HSE inspector Dave Guyers said: "Both companies had a legal duty to ensure Mr Cole remained safe but their checking and maintenance systems were inadequate and thus allowed him to use a cherry picker that was in a poor condition."

"Heavy usage and a regular repair record demand that checking and maintenance procedures are carried out thoroughly. It is vital with cherry pickers which place users at great risk when working at height.”
"Ageing machinery should be maintained properly and responsibly - not doing so increases the likelihood of this sort of incident."
click here to see the original report
Click here to see the update report

Vertikal Comment

No matter which aspect of this case you look at it is a disgrace, we understand that the lift was very poorly maintained and in poor condition. The two defendants had rented it and probably thought that this abrogated them from any need to maintain and inspect the machine?

As this result shows this is not the case and if nothing else it will hopefully encourage contractors to ensure that they rent equipment that is in tip top condition – even if it costs a little more – and to reject substandard or poorly maintained lifts.

The case is also an utter disgrace that it has taken five years to come to court and Highland Access has in the meantime gone bankrupt – something which seems to be a reoccurring theme in the UK at the moment. The facts in this case must have been clear within the first four to six weeks. The HSE ought to have charged any guilty parties at that time and-seeing as they pleaded guilty - the prosecution could have gone before a court in 2007. Lessons arising from this case could have then been a benefit to all over the subsequent four years or so.

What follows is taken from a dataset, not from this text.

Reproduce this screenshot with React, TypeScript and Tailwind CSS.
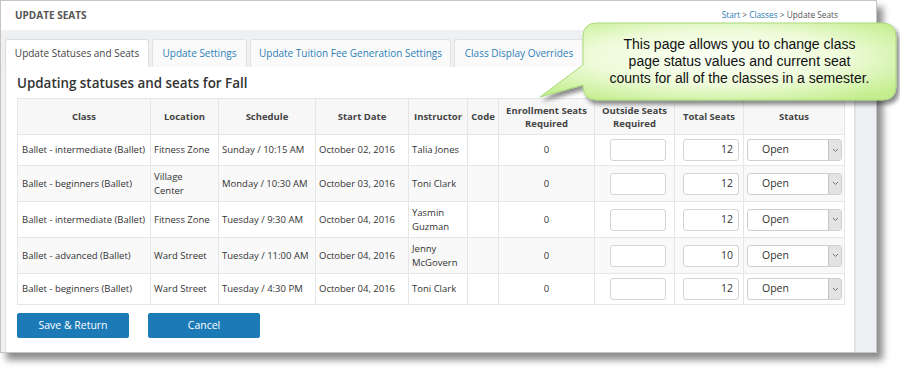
import React from "react";

const rows = [
  { cls: "Ballet - intermediate (Ballet)", loc: "Fitness Zone", sched: "Sunday / 10:15 AM", start: "October 02, 2016", inst: "Talia Jones", total: "12" },
  { cls: "Ballet - beginners (Ballet)", loc: "Village Center", sched: "Monday / 10:30 AM", start: "October 03, 2016", inst: "Toni Clark", total: "12" },
  { cls: "Ballet - intermediate (Ballet)", loc: "Fitness Zone", sched: "Tuesday / 9:30 AM", start: "October 04, 2016", inst: "Yasmin Guzman", total: "12" },
  { cls: "Ballet - advanced (Ballet)", loc: "Ward Street", sched: "Tuesday / 11:00 AM", start: "October 04, 2016", inst: "Jenny McGovern", total: "10" },
  { cls: "Ballet - beginners (Ballet)", loc: "Ward Street", sched: "Tuesday / 4:30 PM", start: "October 04, 2016", inst: "Toni Clark", total: "12" },
];

const widths = [133, 68, 97, 93, 59, 31, 96, 80, 69, 101];

function Callout() {
  return (
    <div className="absolute left-[530px] top-[15px] w-[370px] h-[95px]">
      <svg width="370" height="95" viewBox="0 0 370 95" className="absolute left-0 top-0">
        <defs>
          <radialGradient id="bubble" cx="50%" cy="45%" r="65%">
            <stop offset="0%" stopColor="#fcfff7" />
            <stop offset="55%" stopColor="#eefbd9" />
            <stop offset="100%" stopColor="#c4ee8e" />
          </radialGradient>
          <filter id="shadow" x="-10%" y="-10%" width="120%" height="130%">
            <feDropShadow dx="3" dy="4" stdDeviation="2" floodColor="#000" floodOpacity="0.45" />
          </filter>
        </defs>
        <path
          d="M67 8 H352 Q366 8 366 22 V71 Q366 85 352 85 H67 Q53 85 53 71 V70 L10 82 L53 50 V22 Q53 8 67 8 Z"
          fill="url(#bubble)"
          stroke="#a9d97a"
          strokeWidth="1"
          filter="url(#shadow)"
        />
      </svg>
      <div className="absolute left-[53px] top-[21px] w-[313px] text-center text-[14px] leading-[17px] text-[#111] font-['Liberation_Sans',Arial,sans-serif]">
        This page allows you to change class<br />
        page status values and current seat<br />
        counts for all of the classes in a semester.
      </div>
    </div>
  );
}

export default function App() {
  return (
    <div className="relative w-[900px] h-[376px] bg-white font-['Open_Sans',sans-serif] overflow-hidden">
      <div className="flex flex-col w-[877px] h-[353px] border border-[#c4c4c4] bg-[#eff0f2] shadow-[6px_7px_7px_rgba(0,0,0,0.45)]">
        <div className="flex items-center justify-between h-[29px] bg-white pl-[14px] pr-[38px]">
          <span className="text-[10px] font-bold text-[#555]">UPDATE SEATS</span>
          <span className="text-[8.3px] text-[#555]">
            <span className="text-[#2a7ab5]">Start</span> &gt; <span className="text-[#2a7ab5]">Classes</span> &gt; Update Seats
          </span>
        </div>
        <div className="flex flex-1">
          <div className="flex flex-col flex-1 pl-[4px] pt-[9px]">
            <div className="flex gap-[3px] h-[28px] text-[10px]">
              <div className="w-[144px] flex items-center justify-center bg-white border border-b-0 border-[#dcdcdc] rounded-t-[3px] text-[#444]">Update Statuses and Seats</div>
              <div className="w-[95px] flex items-center justify-center bg-[#fafafa] border border-b-0 border-[#e2e2e2] rounded-t-[3px] text-[#2e7fb8]">Update Settings</div>
              <div className="w-[201px] flex items-center justify-center bg-[#fafafa] border border-b-0 border-[#e2e2e2] rounded-t-[3px] text-[#2e7fb8]">Update Tuition Fee Generation Settings</div>
              <div className="w-[130px] flex items-center justify-center bg-[#fafafa] border border-b-0 border-[#e2e2e2] rounded-t-[3px] text-[#2e7fb8]">Class Display Overrides</div>
            </div>
            <div className="flex-1 bg-white border-l border-r border-[#e0e0e0] pl-[11px] pr-[9px]">
              <h1 className="text-[13.4px] font-semibold text-[#333] h-[31px] leading-[33px]">Updating statuses and seats for Fall</h1>
              <table className="table-fixed border-collapse w-[827px] text-[9.5px] text-[#333]">
                <colgroup>
                  {widths.map((w, i) => (
                    <col key={i} style={{ width: w }} />
                  ))}
                </colgroup>
                <thead>
                  <tr className="h-[36px] bg-[#f7f7f7] font-bold text-[#444] leading-[13px]">
                    <th className="border border-[#e6e6e6] text-center">Class</th>
                    <th className="border border-[#e6e6e6] text-center">Location</th>
                    <th className="border border-[#e6e6e6] text-center">Schedule</th>
                    <th className="border border-[#e6e6e6] text-center">Start Date</th>
                    <th className="border border-[#e6e6e6] text-center">Instructor</th>
                    <th className="border border-[#e6e6e6] text-center">Code</th>
                    <th className="border border-[#e6e6e6] text-center">Enrollment Seats Required</th>
                    <th className="border border-[#e6e6e6] text-center px-[6px]">Outside Seats Required</th>
                    <th className="border border-[#e6e6e6] text-center">Total Seats</th>
                    <th className="border border-[#e6e6e6] text-center">Status</th>
                  </tr>
                </thead>
                <tbody>
                  {rows.map((r, i) => (
                    <tr key={i} className={`h-[31px] leading-[13.5px] ${i % 2 === 1 ? "bg-[#f9f9f9]" : "bg-white"}`}>
                      <td className="border border-[#e6e6e6] px-[4px] py-[4px]">{r.cls}</td>
                      <td className="border border-[#e6e6e6] pl-[3px] pr-[6px] py-[4px]">{r.loc}</td>
                      <td className="border border-[#e6e6e6] px-[3px] py-[4px]">{r.sched}</td>
                      <td className="border border-[#e6e6e6] px-[3px] py-[4px]">{r.start}</td>
                      <td className="border border-[#e6e6e6] px-[3px] py-[4px]">{r.inst}</td>
                      <td className="border border-[#e6e6e6]"></td>
                      <td className="border border-[#e6e6e6] text-center">0</td>
                      <td className="border border-[#e6e6e6]">
                        <div className="ml-[15px] w-[56px] h-[22px] bg-white border border-[#d4d4d4] rounded-[3px]" />
                      </td>
                      <td className="border border-[#e6e6e6]">
                        <div className="ml-[8px] w-[56px] h-[22px] bg-white border border-[#d4d4d4] rounded-[3px] flex items-center justify-end pr-[5px] text-[10.5px] text-[#333]">{r.total}</div>
                      </td>
                      <td className="border border-[#e6e6e6]">
                        <div className="ml-[3px] w-[95px] h-[22px] bg-white border border-[#cfcfcf] rounded-[3px] flex items-center">
                          <span className="flex-1 pl-[14px] text-[10.5px] text-[#333]">Open</span>
                          <span className="w-[13px] h-[20px] bg-[#e3e3e3] border-l border-[#c4c4c4] rounded-r-[2px] flex items-center justify-center">
                            <svg width="7" height="5" viewBox="0 0 7 5">
                              <path d="M1 1 L3.5 3.5 L6 1" fill="none" stroke="#777" strokeWidth="1" />
                            </svg>
                          </span>
                        </div>
                      </td>
                    </tr>
                  ))}
                </tbody>
              </table>
              <div className="flex gap-[19px] mt-[8px]">
                <button className="w-[112px] h-[25px] bg-[#1c7bb7] text-white text-[10.5px] rounded-[2px]">Save &amp; Return</button>
                <button className="w-[112px] h-[25px] bg-[#1c7bb7] text-white text-[10.5px] rounded-[2px]">Cancel</button>
              </div>
            </div>
          </div>
          <div className="w-[22px] bg-[#eef0f3] border-l border-[#e2e4e8]" />
        </div>
      </div>
      <Callout />
    </div>
  );
}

Keeping cases open so long is of no use to anyone and costs all involved, including the taxpayer, not to mention the victim’s family. We should look to the USA- a good example might be the Notre Dame case in which a young student was killed after a scissor lift went over in gale force winds last year.

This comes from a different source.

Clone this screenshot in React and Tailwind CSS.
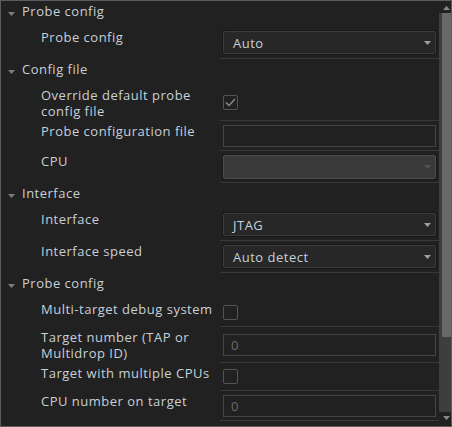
import React from "react";

const Arrow = ({ color = "#8a8a8a" }) => (
  <svg width="7" height="4" viewBox="0 0 7 4" className="shrink-0">
    <polygon points="0,0 7,0 3.5,4" fill={color} />
  </svg>
);

const Header = ({ title }) => (
  <div className="h-[26px] flex items-start pl-[7px]">
    <div className="mt-[11px]">
      <Arrow color="#7c7c7c" />
    </div>
    <span className="ml-[7px] pt-[2px] leading-[16px]">{title}</span>
  </div>
);

const Row = ({ label, h, children }) => (
  <div className="grid grid-cols-[219px_1fr]">
    <div className="pl-[40px] pt-[2px] pb-[2px] leading-[16px]">{label}</div>
    <div
      className={
        "border-b border-[#393939] flex items-center pl-[3px] pr-[3px] " + h
      }
    >
      {children}
    </div>
  </div>
);

const Select = ({ value }) => (
  <div className="w-full h-[23px] rounded-[2px] border border-[#3b3b3b] bg-[#272727] shadow-[0_0_0_1px_#181818] flex items-center justify-between pl-[9px] pr-[4px] text-[#c3d0dc]">
    <span className="leading-[16px]">{value}</span>
    <Arrow color="#a0a0a0" />
  </div>
);

const DisabledSelect = () => (
  <div className="w-full h-[24px] rounded-[2px] border border-[#4e4e4e] bg-[#3a3a3a] shadow-[0_0_0_1px_#1a1a1a] flex items-center justify-end pr-[4px]">
    <Arrow color="#555555" />
  </div>
);

const Input = ({ value }) => (
  <div className="w-full h-[22px] border border-[#454545] flex items-center pl-[7px] text-[#6c6c6c] leading-[16px]">
    {value}
  </div>
);

const Checkbox = ({ checked }) => (
  <div className="w-[15px] h-[15px] rounded-[2px] border border-[#545454] flex items-center justify-center">
    {checked && (
      <svg width="11" height="9" viewBox="0 0 11 9">
        <polyline
          points="1,4.5 4,7.5 10,1"
          fill="none"
          stroke="#8c8c8c"
          strokeWidth="1.4"
        />
      </svg>
    )}
  </div>
);

export default function App() {
  return (
    <div className="w-[452px] h-[427px] bg-[#212121] border border-[#5c5c5c] flex overflow-hidden font-['Open_Sans',sans-serif] text-[13px] tracking-[0.5px] text-[#c8d0d8]">
      <div className="flex-1 flex flex-col">
        <Header title="Probe config" />
        <Row label="Probe config" h="h-[32px]">
          <Select value="Auto" />
        </Row>
        <Header title="Config file" />
        <Row label={<>Override default probe<br />config file</>} h="">
          <Checkbox checked />
        </Row>
        <Row label="Probe configuration file" h="h-[30px]">
          <Input value="" />
        </Row>
        <Row label="CPU" h="h-[32px]">
          <DisabledSelect />
        </Row>
        <Header title="Interface" />
        <Row label="Interface" h="h-[32px]">
          <Select value="JTAG" />
        </Row>
        <Row label="Interface speed" h="h-[32px]">
          <Select value="Auto detect" />
        </Row>
        <Header title="Probe config" />
        <Row label="Multi-target debug system" h="h-[28px]">
          <Checkbox />
        </Row>
        <Row label={<>Target number (TAP or<br />Multidrop ID)</>} h="">
          <Input value="0" />
        </Row>
        <Row label="Target with multiple CPUs" h="h-[28px]">
          <Checkbox />
        </Row>
        <Row label="CPU number on target" h="h-[30px]">
          <Input value="0" />
        </Row>
      </div>
      <div className="w-[12px] flex flex-col">
        <div className="h-[12px] flex items-start justify-center pt-[5px] pl-[2px]">
          <svg width="7" height="4" viewBox="0 0 7 4">
            <polygon points="0,4 7,4 3.5,0" fill="#8a8a8a" />
          </svg>
        </div>
        <div className="flex-1 bg-[#3e3e3e] flex flex-col">
          <div className="h-[324px] ml-[3px] bg-[#686868]" />
        </div>
        <div className="h-[14px] flex items-start justify-center pt-[4px] pl-[2px]">
          <svg width="7" height="4" viewBox="0 0 7 4">
            <polygon points="0,0 7,0 3.5,4" fill="#8a8a8a" />
          </svg>
        </div>
      </div>
    </div>
  );
}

The incident occurred at the end of October 2010, a $77,000 fine was issued on March 16th 2011 and then modified to include the funding of a national safety campaign in place of some of the penalties. Click here to see Notre dame safety campaign

Changes to the way accidents are prosecuted has to happen, the recent Löfstedt report and planned changes to the health and safety regulations could be a catalyst towards changing the ridiculous, unjust and costly way such issues are currently treated in the UK.